**What you should do**: Write out the entire listing below exactly as it appears, minus any pictures.

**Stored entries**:

+++

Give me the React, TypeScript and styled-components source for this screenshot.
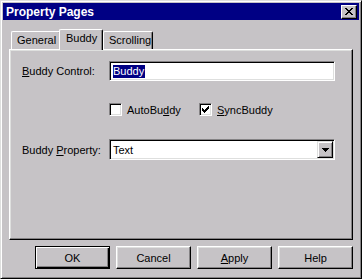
import React from 'react';
import styled, { createGlobalStyle } from 'styled-components';

const FACE = '#c6c3c6';
const SHADOW = '#848284';
const LIGHT = '#dedfde';
const NAVY = '#000084';

const GlobalStyle = createGlobalStyle`
  html, body {
    margin: 0;
    padding: 0;
    background: ${FACE};
  }
  body {
    font-family: "Liberation Sans", Arial, sans-serif;
    font-size: 11px;
    color: #000;
  }
`;

const Window = styled.div`
  width: 362px;
  height: 279px;
  box-sizing: border-box;
  background: ${FACE};
  border: 1px solid;
  border-color: ${LIGHT} #000 #000 ${LIGHT};
  box-shadow: inset 1px 1px #fff, inset -1px -1px ${SHADOW};
  padding: 2px;
  display: flex;
  flex-direction: column;
`;

const TitleBar = styled.div`
  height: 17px;
  background: ${NAVY};
  color: #fff;
  font-weight: bold;
  font-size: 12px;
  display: flex;
  align-items: center;
  justify-content: space-between;
  padding: 0 2px 0 3px;
`;

const CloseButton = styled.div`
  width: 16px;
  height: 14px;
  box-sizing: border-box;
  background: ${FACE};
  border: 1px solid;
  border-color: #fff #000 #000 #fff;
  box-shadow: inset -1px -1px ${SHADOW};
  display: flex;
  align-items: center;
  justify-content: center;
`;

const Body = styled.div`
  flex: 1;
  display: flex;
  flex-direction: column;
  padding: 9px 6px 0 6px;
`;

const TabList = styled.div`
  display: flex;
  align-items: flex-end;
  height: 20px;
  padding-left: 2px;
`;

const Tab = styled.div<{ $active?: boolean; $width: number; $pad: number }>`
  position: relative;
  box-sizing: border-box;
  width: ${(p) => p.$width}px;
  height: ${(p) => (p.$active ? 21 : 18)}px;
  margin-bottom: ${(p) => (p.$active ? -1 : 0)}px;
  z-index: ${(p) => (p.$active ? 2 : 0)};
  background: ${FACE};
  border-top: 1px solid #fff;
  border-left: 1px solid #fff;
  border-right: 1px solid #000;
  border-radius: 2px 2px 0 0;
  box-shadow: inset -1px 0 ${SHADOW};
  padding-left: ${(p) => p.$pad}px;
  padding-top: 2px;
  line-height: 13px;
`;

const Panel = styled.div`
  height: 191px;
  box-sizing: border-box;
  border: 1px solid;
  border-color: #fff #000 #000 #fff;
  box-shadow: inset -1px -1px ${SHADOW}, inset 1px 1px ${LIGHT};
  padding: 11px 0 0 12px;
  display: flex;
  flex-direction: column;
`;

const Row = styled.div<{ $gap: number }>`
  display: flex;
  align-items: center;
  margin-top: ${(p) => p.$gap}px;
`;

const Label = styled.div`
  width: 87px;
`;

const Sunken = styled.div<{ $height: number }>`
  width: 226px;
  height: ${(p) => p.$height}px;
  box-sizing: border-box;
  background: #fff;
  border: 1px solid;
  border-color: ${SHADOW} #fff #fff ${SHADOW};
  box-shadow: inset 1px 1px #000, inset -1px -1px ${LIGHT};
  display: flex;
  align-items: center;
  padding: 2px 2px 2px 3px;
`;

const Selected = styled.span`
  background: ${NAVY};
  color: #fff;
  line-height: 13px;
  padding: 0 1px 0 0;
`;

const ComboText = styled.span`
  flex: 1;
`;

const DropButton = styled.div`
  width: 16px;
  height: 17px;
  box-sizing: border-box;
  background: ${FACE};
  border: 1px solid;
  border-color: ${LIGHT} #000 #000 ${LIGHT};
  box-shadow: inset 1px 1px #fff, inset -1px -1px ${SHADOW};
  display: flex;
  align-items: center;
  justify-content: center;
  margin-right: -1px;
`;

const CheckGroup = styled.div`
  display: flex;
  margin-left: 87px;
`;

const CheckItem = styled.label<{ $width: number }>`
  display: flex;
  align-items: center;
  gap: 5px;
  width: ${(p) => p.$width}px;
`;

const CheckBox = styled.span`
  width: 13px;
  height: 13px;
  box-sizing: border-box;
  background: #fff;
  border: 1px solid;
  border-color: ${SHADOW} #fff #fff ${SHADOW};
  box-shadow: inset 1px 1px #000, inset -1px -1px ${LIGHT};
  display: flex;
  align-items: center;
  justify-content: center;
`;

const Footer = styled.div`
  display: flex;
  justify-content: flex-end;
  gap: 6px;
  margin-top: 6px;
`;

const Button = styled.div<{ $default?: boolean }>`
  width: 75px;
  height: 23px;
  box-sizing: border-box;
  background: ${FACE};
  border: 1px solid;
  display: flex;
  align-items: center;
  justify-content: center;
  ${(p) =>
    p.$default
      ? `border-color: #000;
         box-shadow: inset 1px 1px #fff, inset -1px -1px #000, inset -2px -2px ${SHADOW};`
      : `border-color: #fff #000 #000 #fff;
         box-shadow: inset -1px -1px ${SHADOW}, inset 1px 1px ${LIGHT};`}
`;

const closePath = (() => {
  const rows = [
    [0, 1, 6, 7],
    [1, 2, 5, 6],
    [2, 3, 4, 5],
    [3, 4],
    [2, 3, 4, 5],
    [1, 2, 5, 6],
    [0, 1, 6, 7],
  ];
  return rows
    .map((cols, y) => cols.map((x) => `M${x} ${y}h1v1h-1z`).join(''))
    .join('');
})();

const checkPath = [2, 3, 4, 3, 2, 1, 0]
  .map((top, x) => `M${x} ${top}h1v3h-1z`)
  .join('');

const CloseIcon = () => (
  <svg width="8" height="7" viewBox="0 0 8 7" shapeRendering="crispEdges">
    <path d={closePath} fill="#000" />
  </svg>
);

const CheckMark = () => (
  <svg width="7" height="7" viewBox="0 0 7 7" shapeRendering="crispEdges">
    <path d={checkPath} fill="#000" />
  </svg>
);

const ArrowDown = () => (
  <svg width="7" height="4" viewBox="0 0 7 4" shapeRendering="crispEdges">
    <path d="M0 0h7v1h-1v1h-1v1h-1v1h-1v-1h-1v-1h-1v-1h-1z" fill="#000" />
  </svg>
);

export default function App() {
  return (
    <>
      <GlobalStyle />
      <Window>
        <TitleBar>
          <span>Property Pages</span>
          <CloseButton>
            <CloseIcon />
          </CloseButton>
        </TitleBar>
        <Body>
          <TabList>
            <Tab $width={50} $pad={5} style={{ marginRight: -2 }}>
              General
            </Tab>
            <Tab $active $width={44} $pad={6}>
              Buddy
            </Tab>
            <Tab $width={50} $pad={5}>
              Scrolling
            </Tab>
          </TabList>
          <Panel>
            <Row $gap={0}>
              <Label>
                <u>B</u>uddy Control:
              </Label>
              <Sunken $height={20}>
                <Selected>Buddy</Selected>
              </Sunken>
            </Row>
            <Row $gap={22}>
              <CheckGroup>
                <CheckItem $width={90}>
                  <CheckBox />
                  <span>
                    AutoBu<u>d</u>dy
                  </span>
                </CheckItem>
                <CheckItem $width={90}>
                  <CheckBox>
                    <CheckMark />
                  </CheckBox>
                  <span>
                    <u>S</u>yncBuddy
                  </span>
                </CheckItem>
              </CheckGroup>
            </Row>
            <Row $gap={23}>
              <Label>
                Buddy <u>P</u>roperty:
              </Label>
              <Sunken $height={21}>
                <ComboText>Text</ComboText>
                <DropButton>
                  <ArrowDown />
                </DropButton>
              </Sunken>
            </Row>
          </Panel>
          <Footer>
            <Button $default>OK</Button>
            <Button>Cancel</Button>
            <Button>
              <span>
                <u>A</u>pply
              </span>
            </Button>
            <Button>Help</Button>
          </Footer>
        </Body>
      </Window>
    </>
  );
}
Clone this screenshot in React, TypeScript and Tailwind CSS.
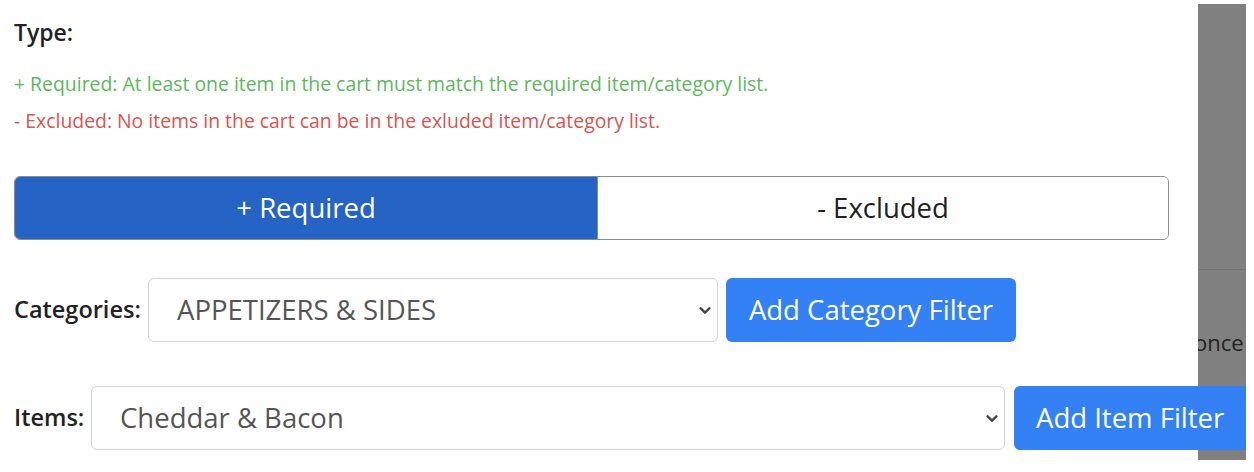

+++

**Task solution**:
Give me the React, TypeScript and styled-components source for this screenshot.
import React from 'react';
import styled, { createGlobalStyle } from 'styled-components';

const FACE = '#c6c3c6';
const SHADOW = '#848284';
const LIGHT = '#dedfde';
const NAVY = '#000084';

const GlobalStyle = createGlobalStyle`
  html, body {
    margin: 0;
    padding: 0;
    background: ${FACE};
  }
  body {
    font-family: "Liberation Sans", Arial, sans-serif;
    font-size: 11px;
    color: #000;
  }
`;

const Window = styled.div`
  width: 362px;
  height: 279px;
  box-sizing: border-box;
  background: ${FACE};
  border: 1px solid;
  border-color: ${LIGHT} #000 #000 ${LIGHT};
  box-shadow: inset 1px 1px #fff, inset -1px -1px ${SHADOW};
  padding: 2px;
  display: flex;
  flex-direction: column;
`;

const TitleBar = styled.div`
  height: 17px;
  background: ${NAVY};
  color: #fff;
  font-weight: bold;
  font-size: 12px;
  display: flex;
  align-items: center;
  justify-content: space-between;
  padding: 0 2px 0 3px;
`;

const CloseButton = styled.div`
  width: 16px;
  height: 14px;
  box-sizing: border-box;
  background: ${FACE};
  border: 1px solid;
  border-color: #fff #000 #000 #fff;
  box-shadow: inset -1px -1px ${SHADOW};
  display: flex;
  align-items: center;
  justify-content: center;
`;

const Body = styled.div`
  flex: 1;
  display: flex;
  flex-direction: column;
  padding: 9px 6px 0 6px;
`;

const TabList = styled.div`
  display: flex;
  align-items: flex-end;
  height: 20px;
  padding-left: 2px;
`;

const Tab = styled.div<{ $active?: boolean; $width: number; $pad: number }>`
  position: relative;
  box-sizing: border-box;
  width: ${(p) => p.$width}px;
  height: ${(p) => (p.$active ? 21 : 18)}px;
  margin-bottom: ${(p) => (p.$active ? -1 : 0)}px;
  z-index: ${(p) => (p.$active ? 2 : 0)};
  background: ${FACE};
  border-top: 1px solid #fff;
  border-left: 1px solid #fff;
  border-right: 1px solid #000;
  border-radius: 2px 2px 0 0;
  box-shadow: inset -1px 0 ${SHADOW};
  padding-left: ${(p) => p.$pad}px;
  padding-top: 2px;
  line-height: 13px;
`;

const Panel = styled.div`
  height: 191px;
  box-sizing: border-box;
  border: 1px solid;
  border-color: #fff #000 #000 #fff;
  box-shadow: inset -1px -1px ${SHADOW}, inset 1px 1px ${LIGHT};
  padding: 11px 0 0 12px;
  display: flex;
  flex-direction: column;
`;

const Row = styled.div<{ $gap: number }>`
  display: flex;
  align-items: center;
  margin-top: ${(p) => p.$gap}px;
`;

const Label = styled.div`
  width: 87px;
`;

const Sunken = styled.div<{ $height: number }>`
  width: 226px;
  height: ${(p) => p.$height}px;
  box-sizing: border-box;
  background: #fff;
  border: 1px solid;
  border-color: ${SHADOW} #fff #fff ${SHADOW};
  box-shadow: inset 1px 1px #000, inset -1px -1px ${LIGHT};
  display: flex;
  align-items: center;
  padding: 2px 2px 2px 3px;
`;

const Selected = styled.span`
  background: ${NAVY};
  color: #fff;
  line-height: 13px;
  padding: 0 1px 0 0;
`;

const ComboText = styled.span`
  flex: 1;
`;

const DropButton = styled.div`
  width: 16px;
  height: 17px;
  box-sizing: border-box;
  background: ${FACE};
  border: 1px solid;
  border-color: ${LIGHT} #000 #000 ${LIGHT};
  box-shadow: inset 1px 1px #fff, inset -1px -1px ${SHADOW};
  display: flex;
  align-items: center;
  justify-content: center;
  margin-right: -1px;
`;

const CheckGroup = styled.div`
  display: flex;
  margin-left: 87px;
`;

const CheckItem = styled.label<{ $width: number }>`
  display: flex;
  align-items: center;
  gap: 5px;
  width: ${(p) => p.$width}px;
`;

const CheckBox = styled.span`
  width: 13px;
  height: 13px;
  box-sizing: border-box;
  background: #fff;
  border: 1px solid;
  border-color: ${SHADOW} #fff #fff ${SHADOW};
  box-shadow: inset 1px 1px #000, inset -1px -1px ${LIGHT};
  display: flex;
  align-items: center;
  justify-content: center;
`;

const Footer = styled.div`
  display: flex;
  justify-content: flex-end;
  gap: 6px;
  margin-top: 6px;
`;

const Button = styled.div<{ $default?: boolean }>`
  width: 75px;
  height: 23px;
  box-sizing: border-box;
  background: ${FACE};
  border: 1px solid;
  display: flex;
  align-items: center;
  justify-content: center;
  ${(p) =>
    p.$default
      ? `border-color: #000;
         box-shadow: inset 1px 1px #fff, inset -1px -1px #000, inset -2px -2px ${SHADOW};`
      : `border-color: #fff #000 #000 #fff;
         box-shadow: inset -1px -1px ${SHADOW}, inset 1px 1px ${LIGHT};`}
`;

const closePath = (() => {
  const rows = [
    [0, 1, 6, 7],
    [1, 2, 5, 6],
    [2, 3, 4, 5],
    [3, 4],
    [2, 3, 4, 5],
    [1, 2, 5, 6],
    [0, 1, 6, 7],
  ];
  return rows
    .map((cols, y) => cols.map((x) => `M${x} ${y}h1v1h-1z`).join(''))
    .join('');
})();

const checkPath = [2, 3, 4, 3, 2, 1, 0]
  .map((top, x) => `M${x} ${top}h1v3h-1z`)
  .join('');

const CloseIcon = () => (
  <svg width="8" height="7" viewBox="0 0 8 7" shapeRendering="crispEdges">
    <path d={closePath} fill="#000" />
  </svg>
);

const CheckMark = () => (
  <svg width="7" height="7" viewBox="0 0 7 7" shapeRendering="crispEdges">
    <path d={checkPath} fill="#000" />
  </svg>
);

const ArrowDown = () => (
  <svg width="7" height="4" viewBox="0 0 7 4" shapeRendering="crispEdges">
    <path d="M0 0h7v1h-1v1h-1v1h-1v1h-1v-1h-1v-1h-1v-1h-1z" fill="#000" />
  </svg>
);

export default function App() {
  return (
    <>
      <GlobalStyle />
      <Window>
        <TitleBar>
          <span>Property Pages</span>
          <CloseButton>
            <CloseIcon />
          </CloseButton>
        </TitleBar>
        <Body>
          <TabList>
            <Tab $width={50} $pad={5} style={{ marginRight: -2 }}>
              General
            </Tab>
            <Tab $active $width={44} $pad={6}>
              Buddy
            </Tab>
            <Tab $width={50} $pad={5}>
              Scrolling
            </Tab>
          </TabList>
          <Panel>
            <Row $gap={0}>
              <Label>
                <u>B</u>uddy Control:
              </Label>
              <Sunken $height={20}>
                <Selected>Buddy</Selected>
              </Sunken>
            </Row>
            <Row $gap={22}>
              <CheckGroup>
                <CheckItem $width={90}>
                  <CheckBox />
                  <span>
                    AutoBu<u>d</u>dy
                  </span>
                </CheckItem>
                <CheckItem $width={90}>
                  <CheckBox>
                    <CheckMark />
                  </CheckBox>
                  <span>
                    <u>S</u>yncBuddy
                  </span>
                </CheckItem>
              </CheckGroup>
            </Row>
            <Row $gap={23}>
              <Label>
                Buddy <u>P</u>roperty:
              </Label>
              <Sunken $height={21}>
                <ComboText>Text</ComboText>
                <DropButton>
                  <ArrowDown />
                </DropButton>
              </Sunken>
            </Row>
          </Panel>
          <Footer>
            <Button $default>OK</Button>
            <Button>Cancel</Button>
            <Button>
              <span>
                <u>A</u>pply
              </span>
            </Button>
            <Button>Help</Button>
          </Footer>
        </Body>
      </Window>
    </>
  );
}
Clone this screenshot in React, TypeScript and Tailwind CSS.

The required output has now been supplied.